= Given request =
Write the data out again exactly, dropping any images it holds.

= Supplied data =
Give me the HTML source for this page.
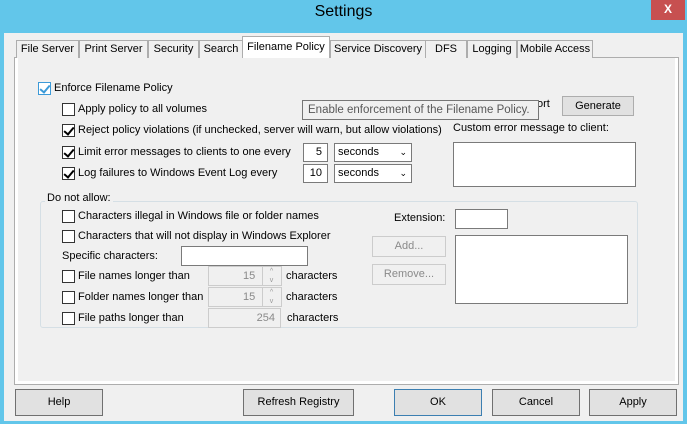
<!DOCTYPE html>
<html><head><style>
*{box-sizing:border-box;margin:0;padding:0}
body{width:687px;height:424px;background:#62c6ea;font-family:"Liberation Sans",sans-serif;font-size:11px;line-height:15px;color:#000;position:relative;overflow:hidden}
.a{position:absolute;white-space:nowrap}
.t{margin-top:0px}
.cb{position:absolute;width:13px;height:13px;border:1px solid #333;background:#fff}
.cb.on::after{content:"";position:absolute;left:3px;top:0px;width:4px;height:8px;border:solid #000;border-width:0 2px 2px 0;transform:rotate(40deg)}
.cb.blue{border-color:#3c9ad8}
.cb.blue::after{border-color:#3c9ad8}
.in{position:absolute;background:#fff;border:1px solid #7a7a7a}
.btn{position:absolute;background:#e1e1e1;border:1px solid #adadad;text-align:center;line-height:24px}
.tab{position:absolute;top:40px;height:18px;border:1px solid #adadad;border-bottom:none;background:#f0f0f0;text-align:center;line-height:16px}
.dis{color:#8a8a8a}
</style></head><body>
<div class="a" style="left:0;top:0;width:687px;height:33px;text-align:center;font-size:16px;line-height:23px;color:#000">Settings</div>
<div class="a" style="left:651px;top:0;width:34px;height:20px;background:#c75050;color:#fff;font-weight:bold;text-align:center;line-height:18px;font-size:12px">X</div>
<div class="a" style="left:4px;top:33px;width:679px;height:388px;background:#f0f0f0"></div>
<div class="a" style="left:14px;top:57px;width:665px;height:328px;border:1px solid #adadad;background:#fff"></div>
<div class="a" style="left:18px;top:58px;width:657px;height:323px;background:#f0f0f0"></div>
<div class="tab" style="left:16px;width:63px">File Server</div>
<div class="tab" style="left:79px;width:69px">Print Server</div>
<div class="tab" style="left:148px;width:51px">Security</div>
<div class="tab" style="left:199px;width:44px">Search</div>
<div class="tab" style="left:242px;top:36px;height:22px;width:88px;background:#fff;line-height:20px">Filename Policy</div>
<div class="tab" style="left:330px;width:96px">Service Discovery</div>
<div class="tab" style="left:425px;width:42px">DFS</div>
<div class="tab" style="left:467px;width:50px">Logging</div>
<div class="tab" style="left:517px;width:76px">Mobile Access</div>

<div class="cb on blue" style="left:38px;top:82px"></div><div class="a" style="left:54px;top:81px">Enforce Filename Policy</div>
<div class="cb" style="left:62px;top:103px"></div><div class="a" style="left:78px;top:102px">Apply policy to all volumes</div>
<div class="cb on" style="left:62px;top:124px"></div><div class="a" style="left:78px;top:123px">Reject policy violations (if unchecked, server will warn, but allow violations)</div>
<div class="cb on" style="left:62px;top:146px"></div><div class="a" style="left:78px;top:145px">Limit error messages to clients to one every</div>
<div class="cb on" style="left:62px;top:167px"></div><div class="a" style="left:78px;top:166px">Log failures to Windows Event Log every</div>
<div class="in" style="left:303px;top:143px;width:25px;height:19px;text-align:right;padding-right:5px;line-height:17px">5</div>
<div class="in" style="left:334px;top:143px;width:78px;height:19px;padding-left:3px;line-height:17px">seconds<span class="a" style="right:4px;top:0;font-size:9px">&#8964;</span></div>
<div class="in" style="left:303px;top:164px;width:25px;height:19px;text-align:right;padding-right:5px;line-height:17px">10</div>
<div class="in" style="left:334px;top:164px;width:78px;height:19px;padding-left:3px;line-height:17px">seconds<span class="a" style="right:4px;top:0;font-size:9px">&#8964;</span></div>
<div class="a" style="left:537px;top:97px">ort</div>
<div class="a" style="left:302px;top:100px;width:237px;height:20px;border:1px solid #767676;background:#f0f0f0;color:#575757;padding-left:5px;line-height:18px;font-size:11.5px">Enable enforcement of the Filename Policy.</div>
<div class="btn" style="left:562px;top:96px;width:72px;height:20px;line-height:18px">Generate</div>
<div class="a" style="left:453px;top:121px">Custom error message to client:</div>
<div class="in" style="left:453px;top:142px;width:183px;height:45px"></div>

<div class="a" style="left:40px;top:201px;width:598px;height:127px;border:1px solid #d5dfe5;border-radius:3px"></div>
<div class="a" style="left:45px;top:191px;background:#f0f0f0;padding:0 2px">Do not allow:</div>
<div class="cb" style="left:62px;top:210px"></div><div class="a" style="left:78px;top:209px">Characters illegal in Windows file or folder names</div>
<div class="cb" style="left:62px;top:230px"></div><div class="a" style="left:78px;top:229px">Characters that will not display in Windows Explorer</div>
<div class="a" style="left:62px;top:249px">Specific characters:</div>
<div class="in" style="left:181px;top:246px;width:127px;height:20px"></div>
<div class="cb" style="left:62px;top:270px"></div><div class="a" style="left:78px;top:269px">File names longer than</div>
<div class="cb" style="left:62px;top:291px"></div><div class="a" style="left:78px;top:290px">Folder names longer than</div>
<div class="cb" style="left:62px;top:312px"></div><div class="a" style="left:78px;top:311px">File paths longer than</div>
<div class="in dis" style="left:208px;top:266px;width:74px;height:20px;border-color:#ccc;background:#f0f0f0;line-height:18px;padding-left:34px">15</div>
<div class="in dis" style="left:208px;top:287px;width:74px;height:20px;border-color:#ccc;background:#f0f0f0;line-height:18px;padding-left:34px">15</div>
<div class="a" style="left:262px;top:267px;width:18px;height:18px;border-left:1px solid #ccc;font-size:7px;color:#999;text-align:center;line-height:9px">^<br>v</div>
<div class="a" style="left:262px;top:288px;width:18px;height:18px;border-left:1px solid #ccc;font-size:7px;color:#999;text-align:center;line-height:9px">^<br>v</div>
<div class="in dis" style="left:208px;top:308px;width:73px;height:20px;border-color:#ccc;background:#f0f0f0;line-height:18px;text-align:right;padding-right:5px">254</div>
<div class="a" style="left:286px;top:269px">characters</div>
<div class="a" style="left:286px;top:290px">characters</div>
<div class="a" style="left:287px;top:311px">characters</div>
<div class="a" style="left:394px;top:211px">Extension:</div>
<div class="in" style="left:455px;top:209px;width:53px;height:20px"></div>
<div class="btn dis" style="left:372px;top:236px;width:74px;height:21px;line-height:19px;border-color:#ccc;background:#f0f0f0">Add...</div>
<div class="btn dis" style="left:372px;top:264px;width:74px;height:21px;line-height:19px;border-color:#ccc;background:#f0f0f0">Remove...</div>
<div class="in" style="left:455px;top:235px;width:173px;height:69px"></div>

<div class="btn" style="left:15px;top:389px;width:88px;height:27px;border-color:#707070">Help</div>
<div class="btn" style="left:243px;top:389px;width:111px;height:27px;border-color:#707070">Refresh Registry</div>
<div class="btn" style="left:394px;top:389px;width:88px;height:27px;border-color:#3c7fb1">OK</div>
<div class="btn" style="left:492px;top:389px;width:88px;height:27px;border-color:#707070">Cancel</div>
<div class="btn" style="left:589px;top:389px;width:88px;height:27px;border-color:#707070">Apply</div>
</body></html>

= Result of this exercise =
Give me the HTML source for this page.
<!DOCTYPE html>
<html><head><style>
*{box-sizing:border-box;margin:0;padding:0}
body{width:687px;height:424px;background:#62c6ea;font-family:"Liberation Sans",sans-serif;font-size:11px;line-height:15px;color:#000;position:relative;overflow:hidden}
.a{position:absolute;white-space:nowrap}
.t{margin-top:0px}
.cb{position:absolute;width:13px;height:13px;border:1px solid #333;background:#fff}
.cb.on::after{content:"";position:absolute;left:3px;top:0px;width:4px;height:8px;border:solid #000;border-width:0 2px 2px 0;transform:rotate(40deg)}
.cb.blue{border-color:#3c9ad8}
.cb.blue::after{border-color:#3c9ad8}
.in{position:absolute;background:#fff;border:1px solid #7a7a7a}
.btn{position:absolute;background:#e1e1e1;border:1px solid #adadad;text-align:center;line-height:24px}
.tab{position:absolute;top:40px;height:18px;border:1px solid #adadad;border-bottom:none;background:#f0f0f0;text-align:center;line-height:16px}
.dis{color:#8a8a8a}
</style></head><body>
<div class="a" style="left:0;top:0;width:687px;height:33px;text-align:center;font-size:16px;line-height:23px;color:#000">Settings</div>
<div class="a" style="left:651px;top:0;width:34px;height:20px;background:#c75050;color:#fff;font-weight:bold;text-align:center;line-height:18px;font-size:12px">X</div>
<div class="a" style="left:4px;top:33px;width:679px;height:388px;background:#f0f0f0"></div>
<div class="a" style="left:14px;top:57px;width:665px;height:328px;border:1px solid #adadad;background:#fff"></div>
<div class="a" style="left:18px;top:58px;width:657px;height:323px;background:#f0f0f0"></div>
<div class="tab" style="left:16px;width:63px">File Server</div>
<div class="tab" style="left:79px;width:69px">Print Server</div>
<div class="tab" style="left:148px;width:51px">Security</div>
<div class="tab" style="left:199px;width:44px">Search</div>
<div class="tab" style="left:242px;top:36px;height:22px;width:88px;background:#fff;line-height:20px">Filename Policy</div>
<div class="tab" style="left:330px;width:96px">Service Discovery</div>
<div class="tab" style="left:425px;width:42px">DFS</div>
<div class="tab" style="left:467px;width:50px">Logging</div>
<div class="tab" style="left:517px;width:76px">Mobile Access</div>

<div class="cb on blue" style="left:38px;top:82px"></div><div class="a" style="left:54px;top:81px">Enforce Filename Policy</div>
<div class="cb" style="left:62px;top:103px"></div><div class="a" style="left:78px;top:102px">Apply policy to all volumes</div>
<div class="cb on" style="left:62px;top:124px"></div><div class="a" style="left:78px;top:123px">Reject policy violations (if unchecked, server will warn, but allow violations)</div>
<div class="cb on" style="left:62px;top:146px"></div><div class="a" style="left:78px;top:145px">Limit error messages to clients to one every</div>
<div class="cb on" style="left:62px;top:167px"></div><div class="a" style="left:78px;top:166px">Log failures to Windows Event Log every</div>
<div class="in" style="left:303px;top:143px;width:25px;height:19px;text-align:right;padding-right:5px;line-height:17px">5</div>
<div class="in" style="left:334px;top:143px;width:78px;height:19px;padding-left:3px;line-height:17px">seconds<span class="a" style="right:4px;top:0;font-size:9px">&#8964;</span></div>
<div class="in" style="left:303px;top:164px;width:25px;height:19px;text-align:right;padding-right:5px;line-height:17px">10</div>
<div class="in" style="left:334px;top:164px;width:78px;height:19px;padding-left:3px;line-height:17px">seconds<span class="a" style="right:4px;top:0;font-size:9px">&#8964;</span></div>
<div class="a" style="left:537px;top:97px">ort</div>
<div class="a" style="left:302px;top:100px;width:237px;height:20px;border:1px solid #767676;background:#f0f0f0;color:#575757;padding-left:5px;line-height:18px;font-size:11.5px">Enable enforcement of the Filename Policy.</div>
<div class="btn" style="left:562px;top:96px;width:72px;height:20px;line-height:18px">Generate</div>
<div class="a" style="left:453px;top:121px">Custom error message to client:</div>
<div class="in" style="left:453px;top:142px;width:183px;height:45px"></div>

<div class="a" style="left:40px;top:201px;width:598px;height:127px;border:1px solid #d5dfe5;border-radius:3px"></div>
<div class="a" style="left:45px;top:191px;background:#f0f0f0;padding:0 2px">Do not allow:</div>
<div class="cb" style="left:62px;top:210px"></div><div class="a" style="left:78px;top:209px">Characters illegal in Windows file or folder names</div>
<div class="cb" style="left:62px;top:230px"></div><div class="a" style="left:78px;top:229px">Characters that will not display in Windows Explorer</div>
<div class="a" style="left:62px;top:249px">Specific characters:</div>
<div class="in" style="left:181px;top:246px;width:127px;height:20px"></div>
<div class="cb" style="left:62px;top:270px"></div><div class="a" style="left:78px;top:269px">File names longer than</div>
<div class="cb" style="left:62px;top:291px"></div><div class="a" style="left:78px;top:290px">Folder names longer than</div>
<div class="cb" style="left:62px;top:312px"></div><div class="a" style="left:78px;top:311px">File paths longer than</div>
<div class="in dis" style="left:208px;top:266px;width:74px;height:20px;border-color:#ccc;background:#f0f0f0;line-height:18px;padding-left:34px">15</div>
<div class="in dis" style="left:208px;top:287px;width:74px;height:20px;border-color:#ccc;background:#f0f0f0;line-height:18px;padding-left:34px">15</div>
<div class="a" style="left:262px;top:267px;width:18px;height:18px;border-left:1px solid #ccc;font-size:7px;color:#999;text-align:center;line-height:9px">^<br>v</div>
<div class="a" style="left:262px;top:288px;width:18px;height:18px;border-left:1px solid #ccc;font-size:7px;color:#999;text-align:center;line-height:9px">^<br>v</div>
<div class="in dis" style="left:208px;top:308px;width:73px;height:20px;border-color:#ccc;background:#f0f0f0;line-height:18px;text-align:right;padding-right:5px">254</div>
<div class="a" style="left:286px;top:269px">characters</div>
<div class="a" style="left:286px;top:290px">characters</div>
<div class="a" style="left:287px;top:311px">characters</div>
<div class="a" style="left:394px;top:211px">Extension:</div>
<div class="in" style="left:455px;top:209px;width:53px;height:20px"></div>
<div class="btn dis" style="left:372px;top:236px;width:74px;height:21px;line-height:19px;border-color:#ccc;background:#f0f0f0">Add...</div>
<div class="btn dis" style="left:372px;top:264px;width:74px;height:21px;line-height:19px;border-color:#ccc;background:#f0f0f0">Remove...</div>
<div class="in" style="left:455px;top:235px;width:173px;height:69px"></div>

<div class="btn" style="left:15px;top:389px;width:88px;height:27px;border-color:#707070">Help</div>
<div class="btn" style="left:243px;top:389px;width:111px;height:27px;border-color:#707070">Refresh Registry</div>
<div class="btn" style="left:394px;top:389px;width:88px;height:27px;border-color:#3c7fb1">OK</div>
<div class="btn" style="left:492px;top:389px;width:88px;height:27px;border-color:#707070">Cancel</div>
<div class="btn" style="left:589px;top:389px;width:88px;height:27px;border-color:#707070">Apply</div>
</body></html>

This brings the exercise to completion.